The ranks of movie sequels that can stand next to their predecessors are slim indeed: since audiences expect to see "the same thing, but different," sequels are usually by-the-numbers affairs that are eminently forgettable. To find a sequel, therefore, that not only matches the original, but surpasses it as well, is a rare thing.
Director Bryan Singer has added a film to these selective ranks with X-Men 2: X-Men United (2 hours 13 minutes, PG-13, 20th Century Fox). Set only a few weeks after the events of the first film, X2 escalates the tensions between mankind and their evolutionary offspring, the mutants. After the White House is invaded by a demonic blue mutant, the president charges General William Stryker with eliminating the perceived mutant menace.
Without having to trip over clumsy character introductions, the film can give its story over to the actual plot, which is more action-heavy than the original. This is definitely an ensemble piece, following 13 main characters through several converging storylines, but the large cast rarely feels crowded and the characters never degenerate into cartoony simulations: for all their super powers, these people are still only human.
The subtlety of character development may have been toned down, but the action sequences easily carry their weight in the film. The opening attack is spectacularly inventive, for instance, using a combination of physical and digital effects to portray the supernatural abilities of the assailant.
X2 is available on a two-disc set and a larger collector's set. Disc 1 features only two commentary tracks, saving most of its storage space to preserve the high quality of the film's picture and sound. Bryan Singer and cinematographer Tom Siegel share a lot of decent info in their track, but the second, with the screenwriters and producers can easily be skipped.
Disc 2 divides its content into categories covering History, Pre-Production, Production and Post-Production. History of the X-Men begins with the 15-minute "Secret Origin of X-Men," an examination of the film's four-color roots, followed by "Nightcrawler Reborn," an eight-minute look at the history of the fuzzy blue elf.
Pre-Production offers a multi-angle deconstruction of the Oval Office invasion, 18 minutes of set design and nine minutes of costuming. Production offers a lot of on-the-set footage, from stunt rehearsals and make-up design to a series of interviews with the cast. Post-Production's highlight is the 12-minute examination of the sound design. The disc is finished with 11 deleted scenes, six galleries and three trailers.
The collector's set features the same content as the standard, but also includes the original X-Men (1 hour 44 minutes, PG-13, 20th Century Fox) and a bonus disc of material related to that. While the hardcore geeks whined and moaned about everything from the uniforms to the color of characters' hair, the film was surprisingly mainstream and approachable.

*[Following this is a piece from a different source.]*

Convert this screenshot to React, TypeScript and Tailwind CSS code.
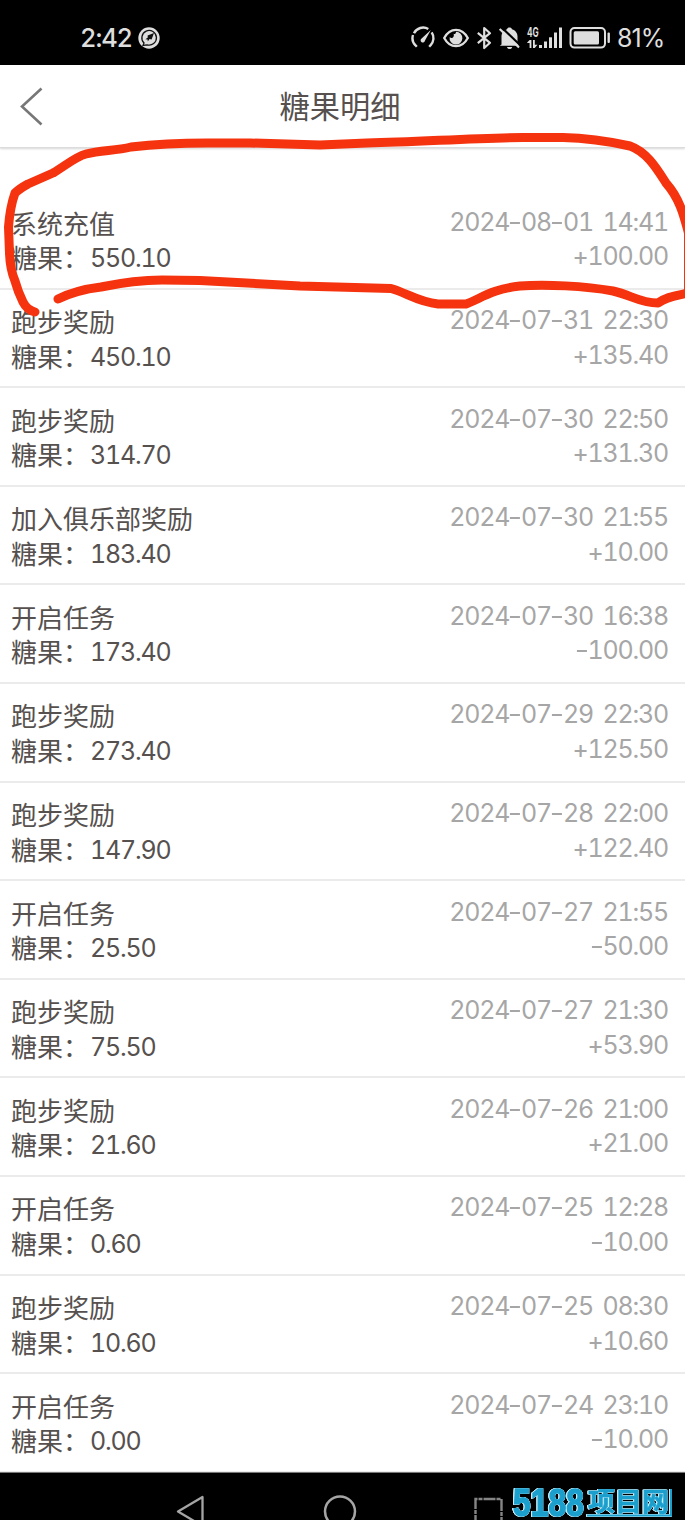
import React from "react";

type Entry = { title: string; balance: string; time: string; change: string };

const entries: Entry[] = [
  { title: "系统充值", balance: "550.10", time: "2024-08-01 14:41", change: "+100.00" },
  { title: "跑步奖励", balance: "450.10", time: "2024-07-31 22:30", change: "+135.40" },
  { title: "跑步奖励", balance: "314.70", time: "2024-07-30 22:50", change: "+131.30" },
  { title: "加入俱乐部奖励", balance: "183.40", time: "2024-07-30 21:55", change: "+10.00" },
  { title: "开启任务", balance: "173.40", time: "2024-07-30 16:38", change: "-100.00" },
  { title: "跑步奖励", balance: "273.40", time: "2024-07-29 22:30", change: "+125.50" },
  { title: "跑步奖励", balance: "147.90", time: "2024-07-28 22:00", change: "+122.40" },
  { title: "开启任务", balance: "25.50", time: "2024-07-27 21:55", change: "-50.00" },
  { title: "跑步奖励", balance: "75.50", time: "2024-07-27 21:30", change: "+53.90" },
  { title: "跑步奖励", balance: "21.60", time: "2024-07-26 21:00", change: "+21.00" },
  { title: "开启任务", balance: "0.60", time: "2024-07-25 12:28", change: "-10.00" },
  { title: "跑步奖励", balance: "10.60", time: "2024-07-25 08:30", change: "+10.60" },
  { title: "开启任务", balance: "0.00", time: "2024-07-24 23:10", change: "-10.00" },
];

function StatusBar() {
  return (
    <header className="flex h-[65px] items-center bg-black pt-[11px] pl-[80px] text-[#dedede]">
      <span className="w-[58px] font-['Inter',sans-serif] text-[25.5px] leading-none font-medium tracking-[-1.1px] tabular-nums">
        2:42
      </span>
      <svg className="h-[22px] w-[22px]" viewBox="0 0 22 22">
        <circle cx="11" cy="11" r="10.7" fill="#dedede" />
        <path d="M5 18.5L6 16A7.3 7.3 0 1 1 9 17.8Z" fill="none" stroke="#111" strokeWidth="1.3" />
        <path d="M16 6L13.6 12.4L11.5 12L9.8 14.5L9.6 12.5L7.4 12.2L9.8 10.4L9.6 8.5Z" fill="#111" />
      </svg>
      <div className="ml-[251px] flex items-center">
        <svg className="h-[24px] w-[24px]" viewBox="0 0 24 24" fill="none" stroke="#dedede" strokeWidth="2.4">
          <path d="M5.8 20.7L4.5 19.3A10.2 10.2 0 0 1 2 9" />
          <path d="M3 7.2A10.2 10.2 0 0 1 17.3 3" />
          <path d="M20.7 6.3A10.3 10.3 0 0 1 19.5 19.3L18.2 20.7" />
          <path d="M19.8 4L14 14.5A2.2 2.2 0 1 1 10.600 12.5Z" fill="#dedede" stroke="none" />
        </svg>
        <svg className="ml-[8px] h-[20px] w-[26px]" viewBox="0 0 26 20">
          <path d="M1.2 10C7-.9 19-.9 24.8 10C19 20.9 7 20.9 1.2 10Z" fill="none" stroke="#dedede" strokeWidth="2.3" />
          <path d="M13 3.800A6.4 6.4 0 1 1 6.7 9C8.500 11.500 12 9 10.500 5.800C11.500 6.500 13 6 13 3.800Z" fill="#dedede" />
        </svg>
        <svg className="ml-[7px] h-[24px] w-[16px]" viewBox="0 0 16 24">
          <path
            d="M1.8 6.8L14 16.8L8.2 22V2L14 7.2L1.8 17.2"
            fill="none"
            stroke="#dedede"
            strokeWidth="2.2"
            strokeLinejoin="round"
          />
        </svg>
        <svg className="ml-[6px] h-[24px] w-[23px]" viewBox="0 0 23 24">
          <path
            d="M3.5 18.5V10.5C3.5 6.8 6 4 9 3.2C9.4 .8 13.5 .8 14 3.2C17.3 4.2 19.5 7 19.5 10.5V16L21 19.8H1.8Z"
            fill="#dedede"
          />
          <path d="M9 21H14.2C13.8 23.8 9.5 23.8 9 21Z" fill="#dedede" />
          <path d="M3.6 1.4L22.5 19.5" stroke="#000" strokeWidth="2.2" />
          <path d="M1.7 3L21 21.5" stroke="#dedede" strokeWidth="2.2" />
        </svg>
        <svg className="ml-[6px] h-[24px] w-[36px]" viewBox="0 0 36 24" fill="#dedede">
          <text
            x="0"
            y="11"
            fontFamily="Inter, sans-serif"
            fontSize="13.5"
            fontWeight="700"
            textLength="11.8"
            lengthAdjust="spacingAndGlyphs"
          >
            4G
          </text>
          <path d="M.2 16.6L2.600 14H4.400V22H2.600V17H.2Z" />
          <path d="M6 14H7.800V18.800H10.400L7.800 22H6Z" />
          <rect x="12" y="19" width="3" height="3" />
          <rect x="17" y="15.5" width="3" height="6.5" />
          <rect x="22" y="11.3" width="3" height="10.7" />
          <rect x="27" y="6.5" width="3" height="15.5" />
          <rect x="32" y="1.5" width="3" height="20.5" />
        </svg>
        <svg className="ml-[6px] h-[24px] w-[42px]" viewBox="0 0 42 24">
          <rect x="1.5" y="2" width="34.5" height="19.6" rx="4" fill="none" stroke="#dedede" strokeWidth="2" />
          <rect x="4.7" y="5.2" width="25.3" height="13.2" rx="1.5" fill="#dedede" />
          <rect x="38.5" y="6.5" width="2.4" height="10.5" rx="1" fill="#dedede" />
        </svg>
        <span className="ml-[6px] pt-px font-['Inter',sans-serif] text-[25px] leading-none tracking-[-1px]">81%</span>
      </div>
    </header>
  );
}

function TitleBar() {
  return (
    <div className="relative flex h-[83px] items-center justify-center border-b border-[#dcdcdc] bg-white pr-[5px] pb-[2px] shadow-[0_1px_2px_rgba(0,0,0,0.16)]">
      <svg className="absolute top-[22px] left-[19px] h-[40px] w-[25px]" viewBox="0 0 25 40">
        <path d="M22.5 1.5L3 19.5L22.5 37.5" fill="none" stroke="#777" strokeWidth="2.6" />
      </svg>
      <h1 className="text-[30.3px] leading-none text-[#56514f]">糖果明细</h1>
    </div>
  );
}

function Figures({ value }: { value: string }) {
  return (
    <>
      {value.split(/(-)/).map((part, i) =>
        part === "-" ? (
          <span key={i} className="inline-block w-[11.8px] scale-x-125 text-center tracking-normal proportional-nums">
            -
          </span>
        ) : (
          <span key={i}>{part}</span>
        ),
      )}
    </>
  );
}

function EntryRow({ entry }: { entry: Entry }) {
  return (
    <li className="flex h-[98.6px] justify-between border-b-2 border-[#ebebeb] pr-[17px] pl-[11px]">
      <div className="pt-[14.5px] text-[26px] leading-[34.5px] text-[#56514f]">
        <p>{entry.title}</p>
        <p className="flex">
          <span className="w-[79px]">糖果：</span>
          <span className="pt-px font-['Inter',sans-serif] text-[25px] tracking-[-1.2px] tabular-nums">
            {entry.balance}
          </span>
        </p>
      </div>
      <div className="pt-[13.5px] text-right font-['Inter',sans-serif] text-[25px] leading-[34.5px] tracking-[-1.2px] text-[#a6a6a6] tabular-nums [word-spacing:4px]">
        <p>
          <Figures value={entry.time} />
        </p>
        <p>
          <Figures value={entry.change} />
        </p>
      </div>
    </li>
  );
}

function RedMarker() {
  return (
    <svg
      className="pointer-events-none absolute top-0 left-0 h-[330px] w-[685px]"
      viewBox="0 0 685 330"
      fill="none"
      stroke="#f5330f"
      strokeWidth="9"
      strokeLinecap="round"
      strokeLinejoin="round"
    >
      <path d="M35 312Q27 310 23 302Q18 292 15 281Q10 269 9.5 253L8.5 227Q10 207 15 193Q19 189 28 184L53 173C65 166 75 157 86 154C101 150 115 151 131 147C157 144 180 143 207 143L250 143L320 145L367 143C420 142 470 138 523 137.5L563 137.5C590 138 612 142 630 146C647 152 657 169 666 183C680 199 684 216 688.5 233L688.5 294" />
      <path d="M58 299C70 293 85 289 101 287C125 282 145 280 162 280L200 280.5L300 286L391 288.5C407 293 418 302 438 304L466 304C480 299 492 289 520 286C545 284 585 286 613 291C631 295 640 303 658 303C668 296 676 296 688 293" />
    </svg>
  );
}

function Watermark() {
  return (
    <svg
      className="h-[35px] w-[165px] [filter:drop-shadow(0.7px_0_0_#c8edf8)_drop-shadow(-0.7px_0_0_#c8edf8)_drop-shadow(0_0.7px_0_#c8edf8)]"
      viewBox="0 0 165 35"
    >
      <g fill="#1b9fcd" stroke="#1b9fcd">
        <text
          x="2"
          y="30"
          fontSize="38"
          fontWeight="700"
          strokeWidth="1.4"
          fontFamily="'Liberation Sans', sans-serif"
          textLength="71"
          lengthAdjust="spacingAndGlyphs"
        >
          5188
        </text>
        <text
          x="77"
          y="24.5"
          fontSize="26"
          fontWeight="700"
          strokeWidth="0.6"
          fontFamily="'Noto Sans CJK SC', sans-serif"
          textLength="81"
          lengthAdjust="spacingAndGlyphs"
        >
          项目网
        </text>
      </g>
      <path d="M76 29.500H160V3" fill="none" stroke="#1b9fcd" strokeWidth="2" />
    </svg>
  );
}

function NavigationBar() {
  return (
    <nav className="flex h-[48px] items-start overflow-hidden border-t border-[#777] bg-black pl-[175px]">
      <svg className="mt-[22px] h-[34px] w-[30px] shrink-0" viewBox="0 0 30 34">
        <path d="M3 16.5L27.5 2V31Z" fill="none" stroke="#a5a5a5" strokeWidth="2.3" strokeLinejoin="round" />
      </svg>
      <svg className="mt-[22px] ml-[118px] h-[34px] w-[34px] shrink-0" viewBox="0 0 34 34">
        <circle cx="17" cy="16.5" r="15" fill="none" stroke="#a5a5a5" strokeWidth="2.5" />
      </svg>
      <svg className="mt-[23px] ml-[116px] h-[34px] w-[32px] shrink-0" viewBox="0 0 32 34">
        <path d="M2.5 31V3H28.5V31" fill="none" stroke="#858585" strokeWidth="2.4" strokeDasharray="12 1 4 1" />
      </svg>
      <div className="mt-[13px] ml-[6px] shrink-0">
        <Watermark />
      </div>
    </nav>
  );
}

export default function App() {
  return (
    <main className="relative h-[1520px] w-[685px] overflow-hidden bg-white font-['Noto_Sans_CJK_SC',sans-serif]">
      <StatusBar />
      <TitleBar />
      <ul className="h-[1324px] overflow-hidden pt-[43px]">
        {entries.map((entry) => (
          <EntryRow key={entry.time} entry={entry} />
        ))}
      </ul>
      <NavigationBar />
      <RedMarker />
    </main>
  );
}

Singer, who had previously proved his skill for handling large casts in The Usual Suspects, managed to change a lot of the comicbook elements without ruining the ideas or alienating audiences. The X-Men, in comic, cartoon or movie form have always been allegories, placing their meaning above any superficial changes, which is why he changes work.
The bonus features available for X-Men in this set are the same as those available for the last release, the ridiculously named X-Men 1.5: a commentary track, a pre-X2 tour of the sequel sets, production featurettes, cast interviews, make-up and costume designs, visual effects examination and a selection of trailers. The release of X-Men 1.5 was timed to help create hype for X2, so a lot of the features come off that way now. Still, this is a handy way to get both films at a discounted price.
two wonderful films, one low price
that stupid "toad/lightning" line
The Bottom Line
"We are not enemies, but friends; we must not be enemies. Though passion may have strained, it must not break the bonds of our affection."